Peritos em Engenharia e Geologia pedem ao Governo um plano urgente para o reforço sísmico dos infantários, escolas e hospitais da metade Sul do território, onde pode acontecer um terramoto violento a qualquer momento
Centenas de berçários e infantários estão instalados em edifícios de habitação antigos, que vão colapsar ou sofrer danos severos quando se repetir um grande terramoto. “Os edifícios gaioleiros vão ter problemas, desde pequenas fissuras a colapsos, o que coloca em risco a vida das crianças”, avisa Carlos Sousa Oliveira, primeiro português doutorado em Engenharia Sísmica, na Universidade da Califórnia. “É urgente um programa nacional de reforço de infantários e de escolas” concorda Mário Lopes, doutorado na mesma área pelo Imperial College, de Londres.

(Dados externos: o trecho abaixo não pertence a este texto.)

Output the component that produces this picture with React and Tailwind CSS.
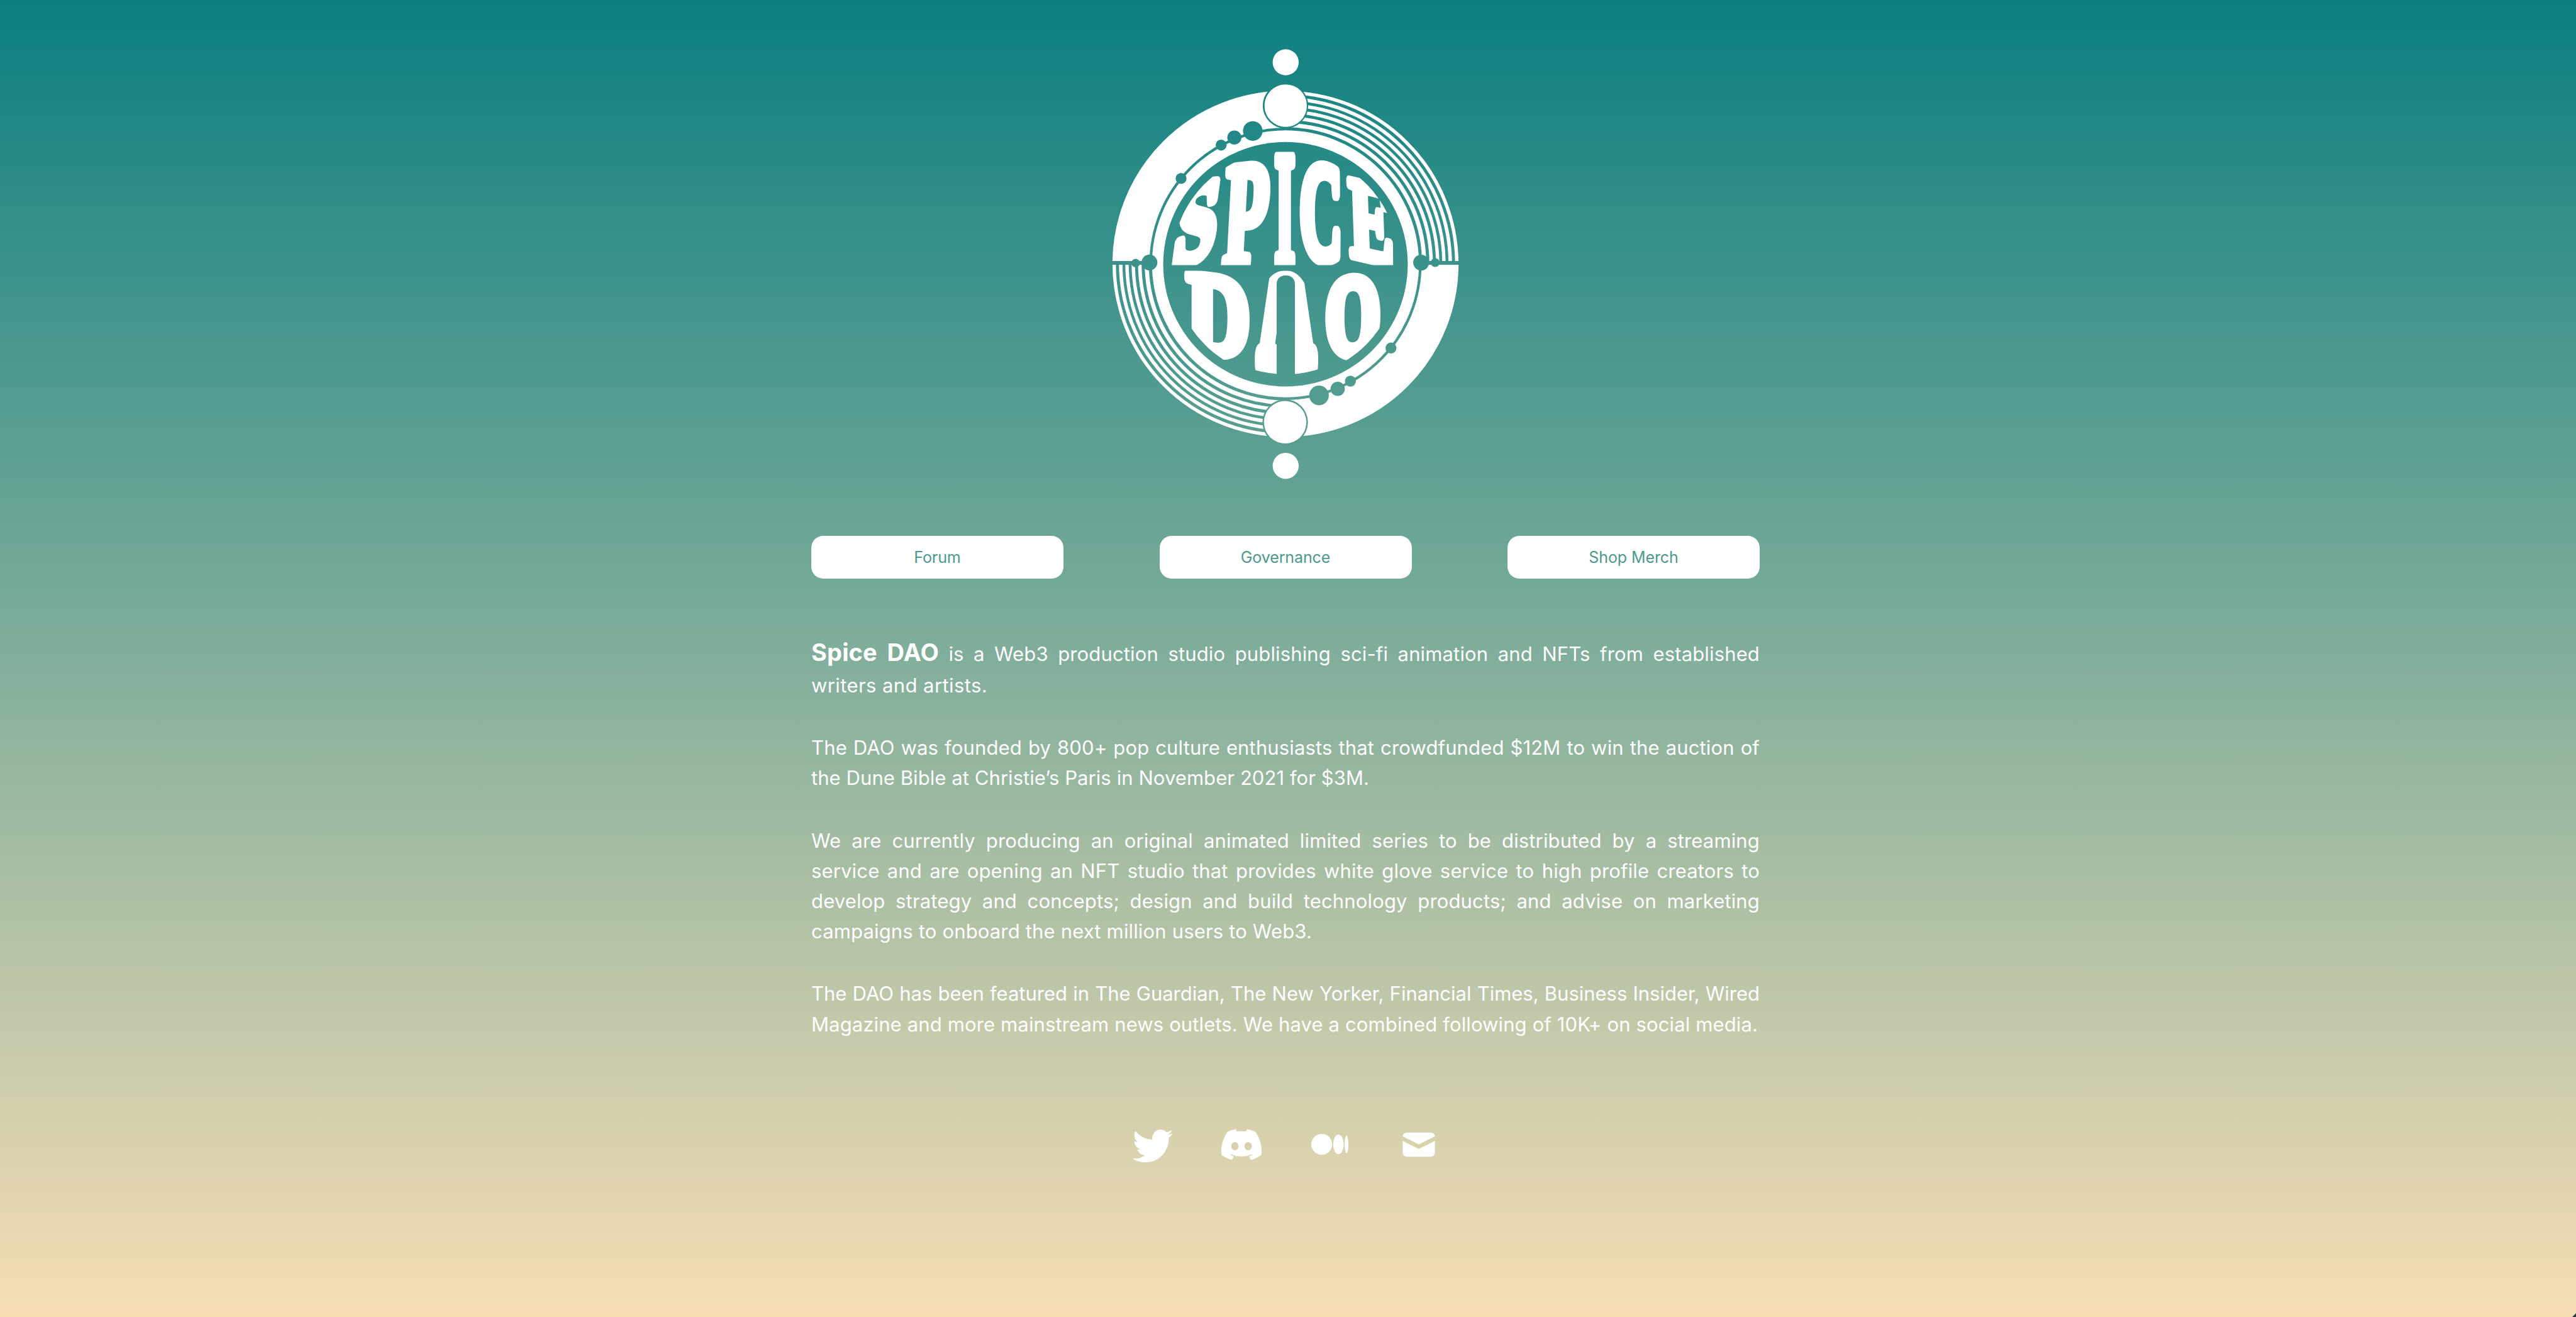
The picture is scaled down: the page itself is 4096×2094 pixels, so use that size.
import React from "react";
import { BsTwitter, BsDiscord, BsMedium } from "react-icons/bs";
import { HiMail } from "react-icons/hi";

const CX = 2044;
const CY = 419.5;

// Concentric stripes: mid radius and thickness
const stripes = [
  [272.4, 5.4],
  [262, 5.6],
  [252, 5.4],
  [242, 5.4],
  [231.6, 5.6],
  [220.5, 6.6],
];

const beads = [
  [1992, 208.3, 15.6],
  [1962.7, 218.7, 11.2],
  [1941.7, 230.7, 8.7],
  [1878, 283.7, 8.7],
  [1827.7, 417.3, 12.6],
  [1805.7, 418.3, 6.8],
  [2259.7, 417.5, 12.6],
  [2282, 417.5, 7],
  [2097.3, 628.7, 15.6],
  [2127, 618.3, 11.3],
  [2147.3, 606, 8.7],
  [2211.7, 553.3, 8.7],
];

// ch, target box x y w h, glyph box per 100 units (left, bottom, right, top), skewY, skewX, stroke
const upper = [
  ["S", 1875, 290, 57, 125, [3.5, -1.9, 51.4, 69.2], -17, -8, 16],
  ["P", 1949, 260, 67, 158, [1.6, 0, 60, 67.6], -6, -3, 14],
  ["I", 2028, 246, 30, 172, [2, 0, 37, 67.6], 0, 0, 14],
  ["C", 2071, 259, 60, 156, [4.9, -1.9, 68.7, 69.1], 5, 0, 16],
  ["E", 2147, 291, 65, 122, [1.6, 0, 64.1, 67.6], 13, 2, 13],
];
const letterD = ["D", 1889, 438, 94, 125, [1.4, 0, 69, 67.6], 7, 0, 15];
const letterA = ["A", 2003, 362, 82, 216, [0.9, 0, 68.9, 69], 0, 0, 31];
const letterO = ["O", 2112, 439, 78, 126, [3.5, -1.9, 74.3, 69.1], -3, 0, 17];

function Letter({ item }) {
  const [ch, x, y, w, h, [l, b, r, t], skewY, skewX, stroke] = item;
  const sx = w / (r - l);
  const sy = h / (t - b);
  return (
    <g
      transform={`translate(${x + w / 2} ${y + h / 2}) skewY(${skewY}) skewX(${skewX}) translate(${-w / 2} ${-h / 2})`}
    >
      <text
        transform={`scale(${sx} ${sy}) translate(${-l} ${t})`}
        className="font-['Liberation_Serif',serif] text-[100px] font-bold"
        fill="white"
        stroke="white"
        strokeWidth={stroke}
        strokeLinejoin="round"
        vectorEffect="non-scaling-stroke"
      >
        {ch}
      </text>
    </g>
  );
}

function Logo() {
  return (
    <svg className="block h-[700px] w-[560px]" viewBox="1764 70 560 700" role="img" aria-label="Spice DAO">
      <defs>
        <mask id="ring" maskUnits="userSpaceOnUse" x="1764" y="70" width="560" height="700">
          <rect x="1764" y="70" width="560" height="700" fill="white" />
          <circle cx={CX} cy={CY} r="214.3" fill="none" stroke="black" strokeWidth="4.2" />
          <circle cx={CX} cy="420.2" r="194.4" fill="black" />
          <rect x="1764" y="415" width="66" height="6" fill="black" />
          <rect x="2258" y="415" width="66" height="6" fill="black" />
          {beads.map(([x, y, r], i) => (
            <circle key={i} cx={x} cy={y} r={r} fill="black" />
          ))}
          <circle cx="2044" cy="168" r="36.2" fill="black" />
          <circle cx="2043.5" cy="671.3" r="36.2" fill="black" />
        </mask>
        <clipPath id="disc">
          <circle cx={CX} cy="420" r="181" />
        </clipPath>
        <clipPath id="upper">
          <rect x="1850" y="230" width="390" height="191.5" />
        </clipPath>
        <clipPath id="lower">
          <rect x="1850" y="430.5" width="390" height="170" />
        </clipPath>
        <clipPath id="arch">
          <path d="M1984 585L1999 520Q2002 430 2044 430Q2083 430 2092 520L2108 583Q2080 594 2046 596Q2010 594 1984 585Z" />
        </clipPath>
        <mask id="slot" maskUnits="userSpaceOnUse" x="1970" y="340" width="150" height="270">
          <rect x="1970" y="340" width="150" height="270" fill="white" />
          <rect x="2030" y="438" width="29" height="190" rx="13" fill="black" />
        </mask>
      </defs>

      <g mask="url(#ring)" fill="none" stroke="white">
        <circle cx={CX} cy={CY} r="204" strokeWidth="22" />
        <path d={`M${CX - 245} 418A245 245 0 0 1 ${CX} 174.5`} strokeWidth="60.4" />
        <path d={`M${CX + 245} 418A245 245 0 0 1 ${CX} 664.5`} strokeWidth="60.4" />
        {stripes.map(([r, w]) => (
          <g key={r} strokeWidth={w}>
            <path d={`M${CX} ${CY - r}A${r} ${r} 0 0 1 ${CX + r} 418`} />
            <path d={`M${CX} ${CY + r}A${r} ${r} 0 0 1 ${CX - r} 418`} />
          </g>
        ))}
      </g>

      <g fill="white">
        <circle cx="2044.3" cy="99" r="20.7" />
        <circle cx="2044.3" cy="168" r="33.7" />
        <circle cx="2043.5" cy="671.3" r="33.7" />
        <circle cx="2044.3" cy="740.7" r="20.7" />
      </g>

      <g clipPath="url(#disc)">
        <g clipPath="url(#upper)">
          {upper.map((item) => (
            <Letter key={item[0]} item={item} />
          ))}
        </g>
        <g clipPath="url(#lower)">
          <Letter item={letterD} />
          <g clipPath="url(#arch)">
            <g mask="url(#slot)">
              <Letter item={letterA} />
            </g>
          </g>
          <Letter item={letterO} />
        </g>
      </g>
    </svg>
  );
}

const Line = ({ children, className = "w-full" }) => (
  <span className={`block whitespace-nowrap [text-align-last:justify] ${className}`}>{children}</span>
);

const NavButton = ({ children }) => (
  <a
    href="#"
    className="flex h-[68px] w-[401px] items-center justify-center rounded-[19px] bg-white pt-px text-[25px] tracking-[-0.1px] text-[#4a9a8b]"
  >
    {children}
  </a>
);

export default function App() {
  return (
    <div className="relative h-[2094px] w-full overflow-hidden bg-linear-to-b/srgb from-[#0b7f80] to-[#f8deb5] pr-2 font-['Inter',sans-serif] text-white">
      <div className="mx-auto flex w-[1508px] flex-col items-center pt-[70px]">
        <Logo />

        <nav className="mt-[82px] flex w-full justify-between">
          <NavButton>Forum</NavButton>
          <NavButton>Governance</NavButton>
          <NavButton>Shop Merch</NavButton>
        </nav>

        <main className="mt-[96px] flex w-full flex-col gap-[51px] text-[31px] leading-[48.2px] tracking-[0.15px]">
          <p>
            <Line className="h-[50px] w-full">
              <b className="text-[38px] leading-none">Spice DAO</b> is a Web3 production studio publishing sci-fi animation and NFTs from established
            </Line>
            <Line className="w-[280px] tracking-[0.4px]">writers and artists.</Line>
          </p>
          <p>
            <Line>The DAO was founded by 800+ pop culture enthusiasts that crowdfunded $12M to win the auction of</Line>
            <Line className="w-[887px] tracking-[0.05px]">the Dune Bible at Christie’s Paris in November 2021 for $3M.</Line>
          </p>
          <p>
            <Line>We are currently producing an original animated limited series to be distributed by a streaming</Line>
            <Line>service and are opening an NFT studio that provides white glove service to high profile creators to</Line>
            <Line>develop strategy and concepts; design and build technology products; and advise on marketing</Line>
            <Line className="w-[796px]">campaigns to onboard the next million users to Web3.</Line>
          </p>
          <p>
            <Line className="w-full tracking-[-0.02px]">The DAO has been featured in The Guardian, The New Yorker, Financial Times, Business Insider, Wired</Line>
            <Line className="w-[1505px] tracking-[0.12px]">Magazine and more mainstream news outlets. We have a combined following of 10K+ on social media.</Line>
          </p>
        </main>

        <footer className="mt-[135px] flex items-center gap-[77px]">
          <BsTwitter className="size-16" />
          <BsDiscord className="size-16" />
          <BsMedium className="mx-[2.5px] size-[59px]" />
          <HiMail className="size-16" />
        </footer>
      </div>

      <div className="absolute right-0 bottom-0 size-[6px] bg-[#24394b] [clip-path:polygon(100%_0,100%_100%,0_100%)]" />
    </div>
  );
}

Os dois professores do Instituto Superior Técnico (IST) pedem ao Governo que acelere o levantamento das condições de segurança e as obras de reforço das escolas, públicas e privadas, das regiões expostas a grandes terramotos. Estudos técnicos realizados em Lisboa e no Algarve revelaram que as crianças em idade escolar também correm risco de vida no período letivo.
Na região sísmica, só o Hospital Luz Lisboa dá garantias de assistir os feridos do próximo grande terramoto, porque é o único com isolamento de base contra sismos. O IST foi contratado em 2006 pelo Ministério da Saúde para fazer a avaliação de risco dos hospitais. A ministra da Saúde, Ana Paula Martins, e o seu antecessor, Manuel Pizarro, censuraram a divulgação dos resultados, contra o parecer da Comissão de Acesso aos Documentos Administrativos.
O erro histórico do PRR
A Câmara Municipal de Lisboa, na época de António Costa e Fernando Medina, autorizou a construção do Centro Champalimaud, do Hospital CUF Tejo e do museu MAAT em áreas que vão ser inundadas por um tsunami. A decisão contraria um parecer pedido pela autarquia ao IST, que chamava a atenção para o risco que isso representa para pessoas com mobilidade reduzida. “Será praticamente impossível salvar as pessoas em macas e cadeira de rodas”, lamenta Mário Lopes. “Embora a comunidade científica clame há muito tempo que isto não pode ser assim, há outras forças que se levantam e que deixam fazer esses edifícios nessa zona”, critica Sousa Oliveira.
O PRR português consigna 700 milhões de euros ao melhoramento energético de edifícios, mas não orçamentou um cêntimo para a resistência sísmica. Os peritos consideram esta opção política um absurdo. “Fazer só a reabilitação energética não serve para nada. Porque se vier um sismo destrói tudo e perdemos tudo”, recorda. Os professores do IST chamam a atenção para as melhores práticas internacionais, em que os dois objetivos são conjugados.
É o que acontece com o PRR italiano, que reservou mil milhões de euros para obras combinadas de resistência sísmica e de melhoria energética. Com esse financiamento comunitário, estão a ser recuperadas 170 escolas em Itália. Em Portugal, as obras estão atrasadas porque o Estado Central e as autarquias não se entendem quanto ao financiamento.
A Itália despertou para o problema tarde demais – e da pior forma possível. Na manhã de 31 de outubro de 2002, um sismo matou 27 crianças, dos seis aos dez anos, numa escola primária de Molise. A Magnitude de 5.4 foi muito semelhante à registada em Portugal esta semana. A diferença é que, em Itália, o epicentro deu-se em terra e não a dezenas de quilómetros da costa. Um próximo aviso no nosso território também poderá ter características semelhantes.